The Eternal Capital of Mesopotamia, Seat of Nebuchadnezzar II, and Birthplace of Civilisation | UNESCO World Heritage Site

The Hanging Gardens — Myth, Mystery, and Archaeology

📍 Location: Hillah, Babil Governorate, Iraq   📅 Year of UNESCO Inscription: 2019 🏷️ Category: Cultural  

🔢 UNESCO Reference: 1293   📏 Criteria: (iii)(vi) 🗺️ Coordinates: 32°32′N 44°25′E    📐 Area: 1,054 hectares (core zone)


Aerial view of the ruins of ancient Babylon, Iraq, with the Euphrates River in the background and the reconstructed Ishtar Gate visible

Aerial view of the ruins of ancient Babylon, Iraq, with the Euphrates River in the background and the reconstructed Ishtar Gate visible 


The City That Named an Era

There is a word — Babylonian — that has entered the languages of the world as a synonym for grandeur, decadence, and overwhelming scale. We speak of Babylonian excess, of Babylonian complexity, of things so vast and intricate that they defy ordinary comprehension. The word carries within it the memory of a city that was, for more than a thousand years, the greatest urban centre on Earth — a metropolis of temples and palaces, of scholars and merchants, of priests and kings, set in the flat alluvial plains of southern Mesopotamia between the Tigris and Euphrates rivers.

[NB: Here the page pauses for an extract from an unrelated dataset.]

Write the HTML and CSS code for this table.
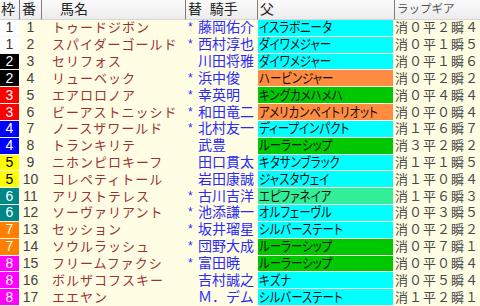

Babylon. The name itself is ancient — derived from the Akkadian Bab-ilim, meaning 'Gate of the Gods.' It was a city that believed itself to be the centre of the universe, the axis around which the cosmos turned, the place where heaven and earth met in the great ziggurat of Etemenanki — the tower that may have inspired the biblical account of the Tower of Babel. For the peoples of the ancient Near East, Babylon was not merely a city. It was an idea: the idea of civilisation itself, concentrated in stone and brick and water, sustained by the labour of tens of thousands and the ambition of kings who called themselves lords of the four corners of the world.

It was inscribed on the UNESCO World Heritage List in 2019 — a recognition long delayed by the catastrophic circumstances of modern Iraq, but no less significant for that delay. The site encompasses the ruins of one of the most consequential cities in human history, spread across more than a thousand hectares of the Mesopotamian plain, eighty-five kilometres south of Baghdad.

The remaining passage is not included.